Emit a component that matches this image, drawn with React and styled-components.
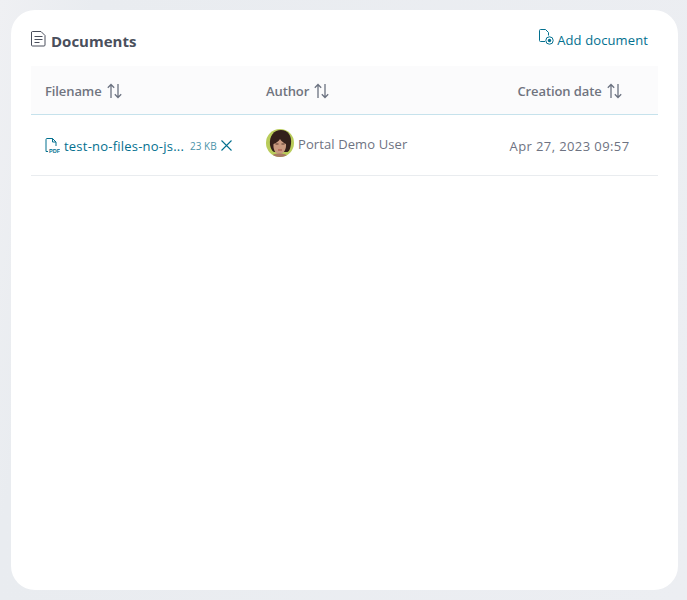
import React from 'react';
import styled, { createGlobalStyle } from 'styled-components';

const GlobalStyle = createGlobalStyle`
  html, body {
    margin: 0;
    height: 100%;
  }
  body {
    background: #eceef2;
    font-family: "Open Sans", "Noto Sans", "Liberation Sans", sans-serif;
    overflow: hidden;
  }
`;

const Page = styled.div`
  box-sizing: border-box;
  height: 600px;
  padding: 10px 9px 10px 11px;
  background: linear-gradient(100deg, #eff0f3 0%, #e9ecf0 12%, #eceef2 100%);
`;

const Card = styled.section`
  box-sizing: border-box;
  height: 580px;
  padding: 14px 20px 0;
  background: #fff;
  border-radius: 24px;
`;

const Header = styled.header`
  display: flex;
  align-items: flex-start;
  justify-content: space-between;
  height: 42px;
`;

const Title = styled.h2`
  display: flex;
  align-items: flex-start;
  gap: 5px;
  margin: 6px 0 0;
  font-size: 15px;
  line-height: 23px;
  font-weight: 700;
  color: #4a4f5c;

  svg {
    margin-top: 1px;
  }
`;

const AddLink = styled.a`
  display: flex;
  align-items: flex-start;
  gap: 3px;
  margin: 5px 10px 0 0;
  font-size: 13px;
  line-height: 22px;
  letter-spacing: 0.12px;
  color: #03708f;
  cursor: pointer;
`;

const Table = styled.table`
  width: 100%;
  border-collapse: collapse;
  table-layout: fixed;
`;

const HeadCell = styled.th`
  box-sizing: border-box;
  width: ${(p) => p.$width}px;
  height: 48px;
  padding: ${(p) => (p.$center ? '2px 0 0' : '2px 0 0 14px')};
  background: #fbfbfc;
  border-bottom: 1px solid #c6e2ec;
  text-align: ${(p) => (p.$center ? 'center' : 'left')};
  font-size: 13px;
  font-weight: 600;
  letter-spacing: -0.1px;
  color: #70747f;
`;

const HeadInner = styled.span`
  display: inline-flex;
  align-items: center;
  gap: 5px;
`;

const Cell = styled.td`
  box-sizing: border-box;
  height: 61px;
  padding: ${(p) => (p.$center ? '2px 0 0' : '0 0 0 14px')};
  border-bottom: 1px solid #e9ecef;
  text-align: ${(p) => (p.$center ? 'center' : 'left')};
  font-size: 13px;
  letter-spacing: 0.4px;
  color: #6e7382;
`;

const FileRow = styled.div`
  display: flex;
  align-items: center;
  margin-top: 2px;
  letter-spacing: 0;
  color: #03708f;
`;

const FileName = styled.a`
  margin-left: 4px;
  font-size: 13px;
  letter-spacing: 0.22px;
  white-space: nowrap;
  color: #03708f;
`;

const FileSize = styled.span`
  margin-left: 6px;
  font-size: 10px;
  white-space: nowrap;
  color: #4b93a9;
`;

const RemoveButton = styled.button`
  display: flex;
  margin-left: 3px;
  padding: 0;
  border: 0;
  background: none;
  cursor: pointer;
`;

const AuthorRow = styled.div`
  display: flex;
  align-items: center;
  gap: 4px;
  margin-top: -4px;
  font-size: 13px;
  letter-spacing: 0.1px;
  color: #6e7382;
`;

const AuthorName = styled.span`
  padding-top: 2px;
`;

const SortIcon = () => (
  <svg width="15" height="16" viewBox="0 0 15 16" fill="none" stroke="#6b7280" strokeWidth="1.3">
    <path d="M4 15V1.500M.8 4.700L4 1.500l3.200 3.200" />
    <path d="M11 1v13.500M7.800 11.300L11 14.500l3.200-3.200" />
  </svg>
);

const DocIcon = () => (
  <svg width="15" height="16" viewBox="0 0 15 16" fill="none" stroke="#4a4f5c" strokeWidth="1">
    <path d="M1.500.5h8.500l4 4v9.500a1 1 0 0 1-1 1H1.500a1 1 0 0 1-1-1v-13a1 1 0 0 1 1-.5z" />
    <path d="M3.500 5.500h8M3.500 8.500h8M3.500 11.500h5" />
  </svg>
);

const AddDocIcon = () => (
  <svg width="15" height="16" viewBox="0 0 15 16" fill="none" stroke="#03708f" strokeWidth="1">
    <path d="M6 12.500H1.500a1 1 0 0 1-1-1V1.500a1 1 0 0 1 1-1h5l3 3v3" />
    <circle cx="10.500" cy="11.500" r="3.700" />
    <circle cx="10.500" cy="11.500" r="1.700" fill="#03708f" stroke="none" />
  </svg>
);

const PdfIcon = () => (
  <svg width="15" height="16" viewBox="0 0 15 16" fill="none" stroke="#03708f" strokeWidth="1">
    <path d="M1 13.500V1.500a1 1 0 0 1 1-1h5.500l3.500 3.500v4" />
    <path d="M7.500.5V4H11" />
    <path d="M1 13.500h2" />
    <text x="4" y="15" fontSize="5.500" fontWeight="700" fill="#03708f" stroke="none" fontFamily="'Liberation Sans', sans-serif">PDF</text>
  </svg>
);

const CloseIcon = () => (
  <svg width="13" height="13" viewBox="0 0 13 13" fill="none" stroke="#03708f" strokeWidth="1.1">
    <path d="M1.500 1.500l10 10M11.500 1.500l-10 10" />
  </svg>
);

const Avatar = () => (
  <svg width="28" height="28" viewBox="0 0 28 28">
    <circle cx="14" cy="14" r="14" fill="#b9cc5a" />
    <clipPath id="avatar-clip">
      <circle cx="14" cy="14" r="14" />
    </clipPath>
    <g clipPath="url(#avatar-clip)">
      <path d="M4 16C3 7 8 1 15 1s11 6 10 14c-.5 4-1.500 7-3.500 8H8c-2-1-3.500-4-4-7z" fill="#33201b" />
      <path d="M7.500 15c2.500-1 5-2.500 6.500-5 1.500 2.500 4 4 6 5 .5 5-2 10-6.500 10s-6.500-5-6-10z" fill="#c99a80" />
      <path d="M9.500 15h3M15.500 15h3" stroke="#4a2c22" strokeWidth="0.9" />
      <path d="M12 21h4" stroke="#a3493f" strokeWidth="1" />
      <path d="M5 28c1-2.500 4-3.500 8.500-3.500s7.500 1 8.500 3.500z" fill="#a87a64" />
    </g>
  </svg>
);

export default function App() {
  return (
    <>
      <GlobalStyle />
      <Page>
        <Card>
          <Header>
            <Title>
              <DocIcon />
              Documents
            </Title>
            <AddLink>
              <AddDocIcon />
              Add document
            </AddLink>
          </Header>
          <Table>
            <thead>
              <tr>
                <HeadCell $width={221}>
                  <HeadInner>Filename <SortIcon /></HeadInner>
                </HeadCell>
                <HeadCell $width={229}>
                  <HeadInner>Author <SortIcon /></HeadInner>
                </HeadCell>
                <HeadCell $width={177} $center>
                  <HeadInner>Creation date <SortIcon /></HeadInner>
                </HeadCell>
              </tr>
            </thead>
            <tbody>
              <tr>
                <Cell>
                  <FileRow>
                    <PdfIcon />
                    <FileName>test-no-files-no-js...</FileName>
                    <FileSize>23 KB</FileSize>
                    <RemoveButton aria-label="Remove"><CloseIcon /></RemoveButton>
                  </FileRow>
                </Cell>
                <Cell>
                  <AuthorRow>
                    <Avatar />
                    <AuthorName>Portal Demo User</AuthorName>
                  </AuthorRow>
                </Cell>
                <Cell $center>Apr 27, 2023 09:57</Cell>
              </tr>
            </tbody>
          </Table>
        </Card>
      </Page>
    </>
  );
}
————
* EXERCISE AIM: Reproduce the material word for word. Any pictures should be left out of the copy.

* FULL OUTPUT:
Emit a component that matches this image, drawn with React and styled-components.
import React from 'react';
import styled, { createGlobalStyle } from 'styled-components';

const GlobalStyle = createGlobalStyle`
  html, body {
    margin: 0;
    height: 100%;
  }
  body {
    background: #eceef2;
    font-family: "Open Sans", "Noto Sans", "Liberation Sans", sans-serif;
    overflow: hidden;
  }
`;

const Page = styled.div`
  box-sizing: border-box;
  height: 600px;
  padding: 10px 9px 10px 11px;
  background: linear-gradient(100deg, #eff0f3 0%, #e9ecf0 12%, #eceef2 100%);
`;

const Card = styled.section`
  box-sizing: border-box;
  height: 580px;
  padding: 14px 20px 0;
  background: #fff;
  border-radius: 24px;
`;

const Header = styled.header`
  display: flex;
  align-items: flex-start;
  justify-content: space-between;
  height: 42px;
`;

const Title = styled.h2`
  display: flex;
  align-items: flex-start;
  gap: 5px;
  margin: 6px 0 0;
  font-size: 15px;
  line-height: 23px;
  font-weight: 700;
  color: #4a4f5c;

  svg {
    margin-top: 1px;
  }
`;

const AddLink = styled.a`
  display: flex;
  align-items: flex-start;
  gap: 3px;
  margin: 5px 10px 0 0;
  font-size: 13px;
  line-height: 22px;
  letter-spacing: 0.12px;
  color: #03708f;
  cursor: pointer;
`;

const Table = styled.table`
  width: 100%;
  border-collapse: collapse;
  table-layout: fixed;
`;

const HeadCell = styled.th`
  box-sizing: border-box;
  width: ${(p) => p.$width}px;
  height: 48px;
  padding: ${(p) => (p.$center ? '2px 0 0' : '2px 0 0 14px')};
  background: #fbfbfc;
  border-bottom: 1px solid #c6e2ec;
  text-align: ${(p) => (p.$center ? 'center' : 'left')};
  font-size: 13px;
  font-weight: 600;
  letter-spacing: -0.1px;
  color: #70747f;
`;

const HeadInner = styled.span`
  display: inline-flex;
  align-items: center;
  gap: 5px;
`;

const Cell = styled.td`
  box-sizing: border-box;
  height: 61px;
  padding: ${(p) => (p.$center ? '2px 0 0' : '0 0 0 14px')};
  border-bottom: 1px solid #e9ecef;
  text-align: ${(p) => (p.$center ? 'center' : 'left')};
  font-size: 13px;
  letter-spacing: 0.4px;
  color: #6e7382;
`;

const FileRow = styled.div`
  display: flex;
  align-items: center;
  margin-top: 2px;
  letter-spacing: 0;
  color: #03708f;
`;

const FileName = styled.a`
  margin-left: 4px;
  font-size: 13px;
  letter-spacing: 0.22px;
  white-space: nowrap;
  color: #03708f;
`;

const FileSize = styled.span`
  margin-left: 6px;
  font-size: 10px;
  white-space: nowrap;
  color: #4b93a9;
`;

const RemoveButton = styled.button`
  display: flex;
  margin-left: 3px;
  padding: 0;
  border: 0;
  background: none;
  cursor: pointer;
`;

const AuthorRow = styled.div`
  display: flex;
  align-items: center;
  gap: 4px;
  margin-top: -4px;
  font-size: 13px;
  letter-spacing: 0.1px;
  color: #6e7382;
`;

const AuthorName = styled.span`
  padding-top: 2px;
`;

const SortIcon = () => (
  <svg width="15" height="16" viewBox="0 0 15 16" fill="none" stroke="#6b7280" strokeWidth="1.3">
    <path d="M4 15V1.500M.8 4.700L4 1.500l3.200 3.200" />
    <path d="M11 1v13.500M7.800 11.300L11 14.500l3.200-3.200" />
  </svg>
);

const DocIcon = () => (
  <svg width="15" height="16" viewBox="0 0 15 16" fill="none" stroke="#4a4f5c" strokeWidth="1">
    <path d="M1.500.5h8.500l4 4v9.500a1 1 0 0 1-1 1H1.500a1 1 0 0 1-1-1v-13a1 1 0 0 1 1-.5z" />
    <path d="M3.500 5.500h8M3.500 8.500h8M3.500 11.500h5" />
  </svg>
);

const AddDocIcon = () => (
  <svg width="15" height="16" viewBox="0 0 15 16" fill="none" stroke="#03708f" strokeWidth="1">
    <path d="M6 12.500H1.500a1 1 0 0 1-1-1V1.500a1 1 0 0 1 1-1h5l3 3v3" />
    <circle cx="10.500" cy="11.500" r="3.700" />
    <circle cx="10.500" cy="11.500" r="1.700" fill="#03708f" stroke="none" />
  </svg>
);

const PdfIcon = () => (
  <svg width="15" height="16" viewBox="0 0 15 16" fill="none" stroke="#03708f" strokeWidth="1">
    <path d="M1 13.500V1.500a1 1 0 0 1 1-1h5.500l3.500 3.500v4" />
    <path d="M7.500.5V4H11" />
    <path d="M1 13.500h2" />
    <text x="4" y="15" fontSize="5.500" fontWeight="700" fill="#03708f" stroke="none" fontFamily="'Liberation Sans', sans-serif">PDF</text>
  </svg>
);

const CloseIcon = () => (
  <svg width="13" height="13" viewBox="0 0 13 13" fill="none" stroke="#03708f" strokeWidth="1.1">
    <path d="M1.500 1.500l10 10M11.500 1.500l-10 10" />
  </svg>
);

const Avatar = () => (
  <svg width="28" height="28" viewBox="0 0 28 28">
    <circle cx="14" cy="14" r="14" fill="#b9cc5a" />
    <clipPath id="avatar-clip">
      <circle cx="14" cy="14" r="14" />
    </clipPath>
    <g clipPath="url(#avatar-clip)">
      <path d="M4 16C3 7 8 1 15 1s11 6 10 14c-.5 4-1.500 7-3.500 8H8c-2-1-3.500-4-4-7z" fill="#33201b" />
      <path d="M7.500 15c2.500-1 5-2.500 6.500-5 1.500 2.500 4 4 6 5 .5 5-2 10-6.500 10s-6.500-5-6-10z" fill="#c99a80" />
      <path d="M9.500 15h3M15.500 15h3" stroke="#4a2c22" strokeWidth="0.9" />
      <path d="M12 21h4" stroke="#a3493f" strokeWidth="1" />
      <path d="M5 28c1-2.500 4-3.500 8.500-3.500s7.500 1 8.500 3.500z" fill="#a87a64" />
    </g>
  </svg>
);

export default function App() {
  return (
    <>
      <GlobalStyle />
      <Page>
        <Card>
          <Header>
            <Title>
              <DocIcon />
              Documents
            </Title>
            <AddLink>
              <AddDocIcon />
              Add document
            </AddLink>
          </Header>
          <Table>
            <thead>
              <tr>
                <HeadCell $width={221}>
                  <HeadInner>Filename <SortIcon /></HeadInner>
                </HeadCell>
                <HeadCell $width={229}>
                  <HeadInner>Author <SortIcon /></HeadInner>
                </HeadCell>
                <HeadCell $width={177} $center>
                  <HeadInner>Creation date <SortIcon /></HeadInner>
                </HeadCell>
              </tr>
            </thead>
            <tbody>
              <tr>
                <Cell>
                  <FileRow>
                    <PdfIcon />
                    <FileName>test-no-files-no-js...</FileName>
                    <FileSize>23 KB</FileSize>
                    <RemoveButton aria-label="Remove"><CloseIcon /></RemoveButton>
                  </FileRow>
                </Cell>
                <Cell>
                  <AuthorRow>
                    <Avatar />
                    <AuthorName>Portal Demo User</AuthorName>
                  </AuthorRow>
                </Cell>
                <Cell $center>Apr 27, 2023 09:57</Cell>
              </tr>
            </tbody>
          </Table>
        </Card>
      </Page>
    </>
  );
}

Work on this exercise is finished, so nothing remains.